Tesla Motors CEO Elon Musk recently announced that the company would launch an all-electric Model S sedan next year. Now, Musk has told Bloomberg Television that next year's production of the new Model S has sold out, and that he expects Tesla to earn a profit in 2013.

Recent reports noted that Tesla has lost money on every Roadster sold, which includes the two-seat Roadster and the Roadster Sport, which had price tags of $109,000 and $128,500 respectively. The news came yesterday that a new Roadster will arrive in 2014, and that a range of vehicles are expected over the next four to five years as well, including the new Model S sedan, which will carry a price tag of $57,400.

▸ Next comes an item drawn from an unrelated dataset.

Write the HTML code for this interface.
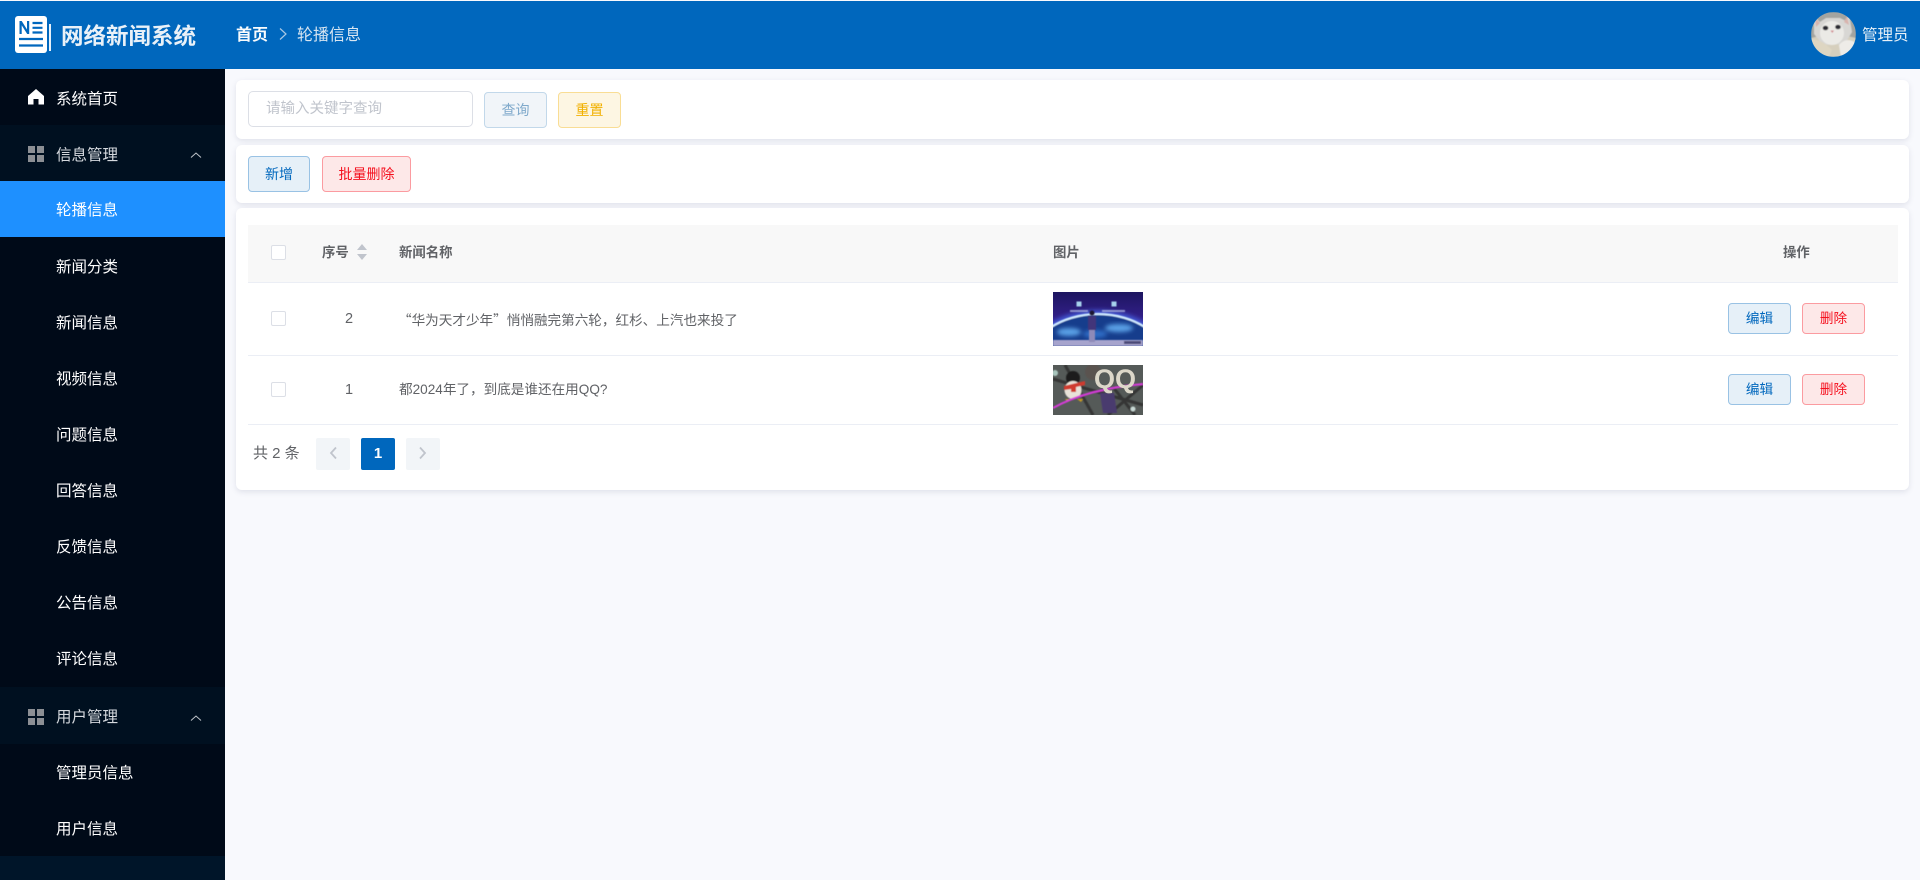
<!DOCTYPE html>
<html lang="zh-CN"><head><meta charset="utf-8"><title>网络新闻系统</title>
<style>
*{box-sizing:border-box;margin:0;padding:0}
html,body{width:1920px;height:880px;overflow:hidden;background:#f8f9fd;font-family:"Liberation Sans","Noto Sans CJK SC",sans-serif;}
.a{position:absolute;white-space:nowrap}
.hdr{left:0;top:1px;width:1920px;height:68px;background:#0067bd;position:absolute}
.side{left:0;top:69px;width:225px;height:811px;background:#001529;position:absolute}
.m{position:absolute;left:0;width:225px;height:56px;line-height:61px;color:#fff;font-size:15.5px;padding-left:56px;background:#000a18}
.g{background:#001020;color:#d5d9de}
.card{position:absolute;left:236px;width:1673px;background:#fff;border-radius:6px;box-shadow:0 2px 6px rgba(60,70,110,.13)}
.btn{position:absolute;height:36px;line-height:35px;text-align:center;border:1px solid;border-radius:4px;font-size:14px}
.blue{background:#e6f0f8;border-color:#99c2e4;color:#0067bd}
.red{background:#fde8e8;border-color:#fb9ba0;color:#f5101e}
.line{position:absolute;left:248px;width:1650px;height:1px;background:#ebeef5}
.cb{position:absolute;left:271px;width:15px;height:15px;border:1px solid #dcdfe6;border-radius:2px;background:#fff}
.t{position:absolute;font-size:13.6px;color:#606266;white-space:nowrap;line-height:20px}
.b{font-weight:700;color:#606266;font-size:13.4px}
</style></head><body>
<div class="hdr"></div>
<svg class="a" style="left:14px;top:15px" width="38" height="39" viewBox="0 0 38 39">
<rect x="1" y="1" width="32" height="37" rx="3" fill="#fff"/>
<rect x="35" y="9" width="2" height="27" fill="#fff" opacity=".9"/>
<path d="M5.500 19V6h2.200l5.300 8.500V6h2.200v13h-2l-5.500-8.800V19z" fill="#0067bd"/>
<path d="M18.500 8h10M18.500 12.800h10M18.500 17.500h10M5 24h24M5 30.500h24" stroke="#0067bd" stroke-width="2.200"/>
</svg>
<div class="a" style="left:61px;top:20px;font-size:22.5px;line-height:34px;font-weight:700;color:#e9f1f8">网络新闻系统</div>
<div class="a" style="left:236px;top:24px;font-size:16px;line-height:24px;color:#f8fbfd;font-weight:700">首页</div>
<svg class="a" style="left:278px;top:27px" width="10" height="14" viewBox="0 0 10 14"><path d="M2 1.500 8 7l-6 5.500" fill="none" stroke="#a9c8e4" stroke-width="1.200"/></svg>
<div class="a" style="left:297px;top:24px;font-size:16px;line-height:24px;color:#d8e6f2">轮播信息</div>
<svg class="a" style="left:1811px;top:12px" width="45" height="45" viewBox="0 0 45 45">
<defs><clipPath id="c"><circle cx="22.500" cy="22.500" r="22.500"/></clipPath><filter id="bl1" x="-5%" y="-5%" width="110%" height="110%"><feGaussianBlur stdDeviation=".6"/></filter></defs>
<g clip-path="url(#c)"><g filter="url(#bl1)"><rect width="45" height="45" fill="#a3a4a0"/>
<path d="M0 26 Q22 20 45 26V45H0z" fill="#d6cfbd"/>
<path d="M3 4 9 10 15 6 29 6 35 9 38 2 41 20 34 32 12 33 3 22z" fill="#d8d7d4"/>
<path d="M4 6 9 11 5 15zM36 4 33 10 38 13z" fill="#d8b4ae"/>
<ellipse cx="21" cy="21" rx="12" ry="12" fill="#ebeae6"/>
<ellipse cx="14.500" cy="16" rx="2.800" ry="2.300" fill="#2c2c32"/><ellipse cx="27" cy="15" rx="2.800" ry="2.300" fill="#2c2c32"/>
<path d="M19.500 18.500h3.500l-1.700 2.500z" fill="#d2898f"/>
<path d="M28 33 Q34 25 44 30L42 45H30z" fill="#eeece8"/>
<path d="M0 27Q12 28 21 38L18 45H0z" fill="#ded6c2"/>
</g></g></svg>
<div class="a" style="left:1862px;top:25px;font-size:15.500px;line-height:22px;color:#e8f1f8">管理员</div>

<div class="side"></div>
<div class="m" style="top:69px">系统首页</div>
<div class="m g" style="top:125px">信息管理</div>
<div class="m" style="top:181px;background:#1e90ff;line-height:59px">轮播信息</div>
<div class="m" style="top:237px">新闻分类</div>
<div class="m" style="top:293px">新闻信息</div>
<div class="m" style="top:349px">视频信息</div>
<div class="m" style="top:405px">问题信息</div>
<div class="m" style="top:461px">回答信息</div>
<div class="m" style="top:517px">反馈信息</div>
<div class="m" style="top:573px">公告信息</div>
<div class="m" style="top:629px;height:58px">评论信息</div>
<div class="m g" style="top:687px;height:57px">用户管理</div>
<div class="m" style="top:744px;line-height:59px">管理员信息</div>
<div class="m" style="top:800px;line-height:59px">用户信息</div>
<svg class="a" style="left:28px;top:89px" width="16" height="16" viewBox="0 0 16 16"><path d="M8 0 16 7v8.500h-5.500V10h-5v5.500H0V7z" fill="#fff"/></svg>
<svg class="a" style="left:28px;top:146px" width="16" height="16"><path d="M0 0h7v7H0zM9 0h7v7H9zM0 9h7v7H0zM9 9h7v7H9z" fill="#8c8f94"/></svg>
<svg class="a" style="left:28px;top:709px" width="16" height="16"><path d="M0 0h7v7H0zM9 0h7v7H9zM0 9h7v7H0zM9 9h7v7H9z" fill="#8c8f94"/></svg>
<svg class="a" style="left:190px;top:151px" width="12" height="8"><path d="M1 6.500 6 2l5 4.500" fill="none" stroke="#bfc4ca" stroke-width="1"/></svg>
<svg class="a" style="left:190px;top:714px" width="12" height="8"><path d="M1 6.500 6 2l5 4.500" fill="none" stroke="#bfc4ca" stroke-width="1"/></svg>

<div class="card" style="top:80px;height:59px"></div>
<div class="card" style="top:145px;height:58px"></div>
<div class="card" style="top:208px;height:282px"></div>

<div class="a" style="left:248px;top:91px;width:225px;height:36px;border:1px solid #dcdfe6;border-radius:5px;background:#fff;padding-left:17px;line-height:35px;font-size:14.500px;color:#c0c4cc">请输入关键字查询</div>
<div class="btn" style="left:484px;top:92px;width:63px;background:#f1f5f9;border-color:#c2d8ea;color:#7fa9cb">查询</div>
<div class="btn" style="left:558px;top:92px;width:63px;background:#fdf6e3;border-color:#f9dd94;color:#f1b000">重置</div>
<div class="btn blue" style="left:248px;top:156px;width:62px">新增</div>
<div class="btn red" style="left:322px;top:156px;width:89px">批量删除</div>

<div class="a" style="left:248px;top:225px;width:1650px;height:57px;background:#f8f8f8"></div>
<div class="line" style="top:282px"></div>
<div class="line" style="top:355px"></div>
<div class="line" style="top:424px"></div>
<div class="cb" style="top:245px"></div>
<div class="cb" style="top:311px"></div>
<div class="cb" style="top:382px"></div>
<div class="t b" style="left:322px;top:243px">序号</div>
<svg class="a" style="left:356px;top:244px" width="12" height="16"><path d="M6 0l5 6H1zM6 16l5-6H1z" fill="#c0c4cc"/></svg>
<div class="t b" style="left:399px;top:243px">新闻名称</div>
<div class="t b" style="left:1053px;top:243px">图片</div>
<div class="t b" style="left:1783px;top:243px">操作</div>

<div class="t" style="left:339px;top:309px;width:20px;text-align:center;font-size:14.500px">2</div>
<div class="t" style="left:339px;top:380px;width:20px;text-align:center;font-size:14.500px">1</div>
<div class="t" style="left:398px;top:309px;font-family:'Noto Sans CJK SC',sans-serif">“华为天才少年”悄悄融完第六轮，红杉、上汽也来投了</div>
<div class="t" style="left:399px;top:380px">都2024年了，到底是谁还在用QQ?</div>

<svg class="a" style="left:1053px;top:292px" width="90" height="54" viewBox="0 0 90 54">
<defs><filter id="bl2" x="-5%" y="-5%" width="110%" height="110%"><feGaussianBlur stdDeviation=".6"/></filter>
<filter id="bl3" x="-20%" y="-20%" width="140%" height="140%"><feGaussianBlur stdDeviation="2"/></filter>
<linearGradient id="sky" x1="0" y1="0" x2="0" y2="1"><stop offset="0" stop-color="#1d1560"/><stop offset=".5" stop-color="#33208a"/><stop offset="1" stop-color="#33208a"/></linearGradient></defs>
<rect width="90" height="54" fill="url(#sky)"/>
<ellipse cx="45" cy="76" rx="76" ry="58" fill="#3f55d0" filter="url(#bl3)"/>
<g filter="url(#bl2)">
<ellipse cx="45" cy="76" rx="72" ry="54" fill="#173c8c" stroke="#cfeaff" stroke-width="2.200"/>
</g>
<g filter="url(#bl3)"><ellipse cx="16" cy="40" rx="12" ry="4" fill="#5aa0e6"/><ellipse cx="66" cy="36" rx="14" ry="4" fill="#5aa0e6"/><ellipse cx="42" cy="42" rx="12" ry="4" fill="#2f6cc4"/></g>
<g filter="url(#bl2)">
<rect y="48" width="90" height="6" fill="#a7a4cd"/>
<rect x="23.500" y="9.500" width="5" height="5" fill="#a8d4ee"/><rect x="58.500" y="9.500" width="5" height="5" fill="#a8d4ee"/>
<rect x="17" y="18" width="18" height="2" fill="#b8c0e8" opacity=".7"/><rect x="49" y="18" width="23" height="2" fill="#b8c0e8" opacity=".7"/>
<rect x="35" y="24" width="8" height="14" fill="#42367a"/><rect x="36" y="38" width="6" height="12" fill="#8e8ab8"/><circle cx="39" cy="21" r="2.500" fill="#1a1430"/>
<rect x="71" y="49" width="17" height="3" fill="#4b4a78"/>
</g></svg>

<svg class="a" style="left:1053px;top:365px" width="90" height="50" viewBox="0 0 90 50">
<rect width="90" height="50" fill="#555a58"/>
<g filter="url(#bl2)">
<path d="M0 14 90 40M12 0 40 50M60 22 82 50M90 20 55 50" stroke="#343634" stroke-width="3"/>
<circle cx="2" cy="8" r="3" fill="#a8c4bc"/>
<circle cx="40" cy="7" r="8" fill="#5a5250"/>
<path d="M47 28h14l3 20H50z" fill="#4a3a6e"/>
<ellipse cx="20" cy="13" rx="7" ry="7" fill="#1e1c1c"/><ellipse cx="20" cy="25" rx="8.500" ry="9" fill="#e8e2d8"/>
<path d="M11 21 32 16v4l-9 2v5h-5v-3l-7 1z" fill="#cf3b2e"/>
<path d="M12 34h6l-3 3zM24 34h6l-2 3z" fill="#c89a1e"/>
<path d="M0 43Q34 24 90 19" fill="none" stroke="#d53bd8" stroke-width="1.900"/>
<circle cx="80" cy="44" r="2.500" fill="#c8d8d4"/>
</g>
<text x="41" y="23" font-family="'Liberation Sans',sans-serif" font-size="27" font-weight="700" fill="#dcd7c9">QQ</text>
</svg>

<div class="btn blue" style="left:1728px;top:303px;width:63px;height:31px;line-height:30px;font-size:13.600px">编辑</div>
<div class="btn red" style="left:1802px;top:303px;width:63px;height:31px;line-height:30px;font-size:13.600px">删除</div>
<div class="btn blue" style="left:1728px;top:374px;width:63px;height:31px;line-height:30px;font-size:13.600px">编辑</div>
<div class="btn red" style="left:1802px;top:374px;width:63px;height:31px;line-height:30px;font-size:13.600px">删除</div>

<div class="a" style="left:253px;top:443px;font-size:15px;line-height:22px;color:#606266">共 2 条</div>
<div class="a" style="left:316px;top:438px;width:34px;height:32px;background:#f2f5f8;border-radius:2px"></div>
<svg class="a" style="left:328px;top:446px" width="10" height="14"><path d="M8 1.500 3 7l5 5.500" fill="none" stroke="#c0c4cc" stroke-width="1.800"/></svg>
<div class="a" style="left:361px;top:438px;width:34px;height:32px;background:#0067bd;border-radius:2px;color:#fff;font-size:15px;font-weight:700;line-height:32px;text-align:center">1</div>
<div class="a" style="left:406px;top:438px;width:34px;height:32px;background:#f2f5f8;border-radius:2px"></div>
<svg class="a" style="left:418px;top:446px" width="10" height="14"><path d="M2 1.500 7 7l-5 5.500" fill="none" stroke="#c0c4cc" stroke-width="1.800"/></svg>
</body></html>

"The Model S starts at half price of the Roadster, about $50,000," said Musk, noting that the original Roadster will no longer be in production and was always limited. "The Roadster is high price, low volume. Model S is mid-price, mid-volume. Our third generation, which will be in 3 or 4 years will be low price, high volume. It is the only strategy that could work because we need to build up the economies of scale."

Tesla Model S [Source: Tesla Motors]
The loss on each Roadster was just part of the problem for Tesla. The company is also facing scrutiny in regards to its worthiness of receiving government funding. Many have compared Tesla and Fisker Automotive's EV loans to the huge $500 million loan given to solar company Solyndra, which went bankrupt in September.

"I defended it and I have said if you have a portfolio of loans, and they're acknowledged to be high risk, you're going to have some failures in the mix," said Musk regarding Solyndra. "One should not expect to bat 1000. Critics say why can't the government bat 1000. The best venture capitalists on Earth can't bat 1000, why do you expect the government to?"

Musk is looking ahead to a brighter future for Tesla, brushing aside worries regarding competition such as that from BYD. Musk said he didn't think BYD's products were all that "great" or attractive anyway, and that the technology isn't all that strong. According to Musk, BYD needs to concentrate on the issues at hand in China.

Tesla Model S [Source: Tesla Motors]

The upcoming potential for a profit in 2013 and the Model S sellout have Tesla thinking optimistically toward the future where Musk envisions the entire industry going electric.

"I think the entire industry will go fully electric," said Musk. "I think that all modes of transport will go fully electric with the exception, ironically, of rockets. The question is just how soon.”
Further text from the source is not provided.